What progress have we seen since COP27?

Hosting COP in the UAE is a contentious topic for some. There is criticism around conflict of interest given the importance of fossil fuels for the region. But the acceleration of the energy transition is not possible without the major fossil fuel players.

COP president Sultan Al Jaber has highlighted that a phasedown of fossil fuels is critical and plans to announce a new fossil fuel ‘Global Decarbonisation Alliance’ for the energy sector. He also calls on all parties to join a pledge to triple renewables capacity by 2030 and double the rate of energy efficiency improvements.

The spotlight will therefore be on the fossil fuels industry given credible action plans are desperately needed. In particular, the role and scope of carbon capture and storage in credible transition plans will be a key point of debate.

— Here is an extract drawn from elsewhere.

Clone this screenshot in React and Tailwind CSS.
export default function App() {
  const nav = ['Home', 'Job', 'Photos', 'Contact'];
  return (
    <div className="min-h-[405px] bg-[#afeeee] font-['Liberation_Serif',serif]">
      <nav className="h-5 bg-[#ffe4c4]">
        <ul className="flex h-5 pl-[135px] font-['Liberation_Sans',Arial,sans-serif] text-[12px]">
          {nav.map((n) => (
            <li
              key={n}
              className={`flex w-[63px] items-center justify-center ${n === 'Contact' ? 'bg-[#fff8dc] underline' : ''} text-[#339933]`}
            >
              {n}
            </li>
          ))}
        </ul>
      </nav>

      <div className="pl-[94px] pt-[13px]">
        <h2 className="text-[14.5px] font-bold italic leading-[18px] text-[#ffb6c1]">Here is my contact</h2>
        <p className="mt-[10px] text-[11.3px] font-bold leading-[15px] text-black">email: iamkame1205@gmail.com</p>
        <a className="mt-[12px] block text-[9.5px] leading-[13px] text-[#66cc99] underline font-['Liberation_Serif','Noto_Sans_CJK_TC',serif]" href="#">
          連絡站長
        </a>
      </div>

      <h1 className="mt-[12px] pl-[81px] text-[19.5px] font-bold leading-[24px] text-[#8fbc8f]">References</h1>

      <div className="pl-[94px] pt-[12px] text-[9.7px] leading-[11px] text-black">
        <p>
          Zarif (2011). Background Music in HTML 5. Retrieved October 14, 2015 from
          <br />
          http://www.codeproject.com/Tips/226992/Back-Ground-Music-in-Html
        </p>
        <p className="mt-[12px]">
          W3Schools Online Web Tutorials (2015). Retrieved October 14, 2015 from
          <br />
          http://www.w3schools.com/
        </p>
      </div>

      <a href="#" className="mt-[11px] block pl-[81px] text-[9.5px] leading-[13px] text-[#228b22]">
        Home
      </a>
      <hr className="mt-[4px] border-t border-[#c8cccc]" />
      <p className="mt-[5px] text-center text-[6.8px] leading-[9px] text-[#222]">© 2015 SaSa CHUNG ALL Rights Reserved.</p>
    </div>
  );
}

But what other progress have we seen since COP27?

  1. Ambition gap

According to Climate Action Tracker, we are on track for 2.4C warming based on formal nationally determined contributions (NDCs). These reflect targets that countries have set to contribute to the Paris Agreement. COP27 called for parties to strengthen their climate pledges this year, but only the EU and eight additional countries have done so, including the UAE as host country. The next formal set of NDCs are due in Q1 2025 – a final chance to correct course for 2030.

The UN Global Stocktake provides an assessment of progress towards achieving the Paris Agreement goals and is due to conclude at COP28. A report published in September shows we’re not on track and suggests that we’ve missed the chance of limiting warming to 1.5C without overshooting that temperature goal. At COP28, we need to see messaging that will reflect a step up in ambition based on the stocktake findings and then cement this into formal NDC updates.

Emissions reached a new high in 2022. Binding policies to incentivise decarbonisation pace and scale are needed – e.g. the use of carbon prices and the removal of inefficient fossil fuel subsidies. According to the IMF, global fossil fuel subsidies amounted to $7tn in 2022, reflecting a $2tn increase since 2020 due to government support on surging energy prices. On the upside, continued tech development offers hope as it drives down the cost of low carbon tech.

Another important outcome is the credibility and use of voluntary carbon markets, which play an essential role in achieving net zero. A key debate will be whether to allow emission avoidanceas part of the carbon credit mechanism. We’ll be looking out for commitments that raise the credibility of pledges such as tackling policies that send the wrong signals to businesses and investors. If implemented, emissions may finally plateau over the next two years.

An essential consideration here is the support and finance provided from developed to developing countries for mitigation, adaptation and losses from climate impacts. A key success of COP27 was the establishment of a loss and damage fund, which is expected to be operational by the end of COP28. Many issues were explored throughout 2023 but key questions remain: who is responsible for providing funds and who is eligible for receiving them? There are divergent views around the role of relatively high emitting middle-income countries in that context.

Then there is the $100bn climate finance promise from developed to developing nations that was due to be delivered by 2020. It has still not reached $100bn but is now inadequate given the considerable finance gap. It is to be reviewed as a new collective quantified goal at COP28 but the mechanisms for delivery need to be binding to ensure success.

We must also address the need for a just transition that considers the social impacts on communities, consumers and workers. This is likely to feature strongly at COP28 given Inclusion is a key crosscutting theme of focus.

The adaptation agenda was launched at COP27 to enhance resilience in the most vulnerable regions. Developed nations agreed to “at least double their collective provision of climate finance for adaptation” from 2019 levels by 2025 – roughly $40bn. Despite this and increasing damage from physical risks experienced across the globe, adaptation finance flows are woefully insufficient and five-10 times below estimated needs according to the UN. Crucially, only 2% comes from the private sector and new blended finance mechanisms are needed to address this.

At COP28, a key aim is to set specific, measurable targets for the global goal on adaptation. We know that adaptation is essential as we’re past the point of limiting the physical damages of climate change through mitigation alone – mobilising private finance is essential.  Closing these gaps matters to investors, because it shapes investment risks and opportunities and drives where finance will ultimately flow.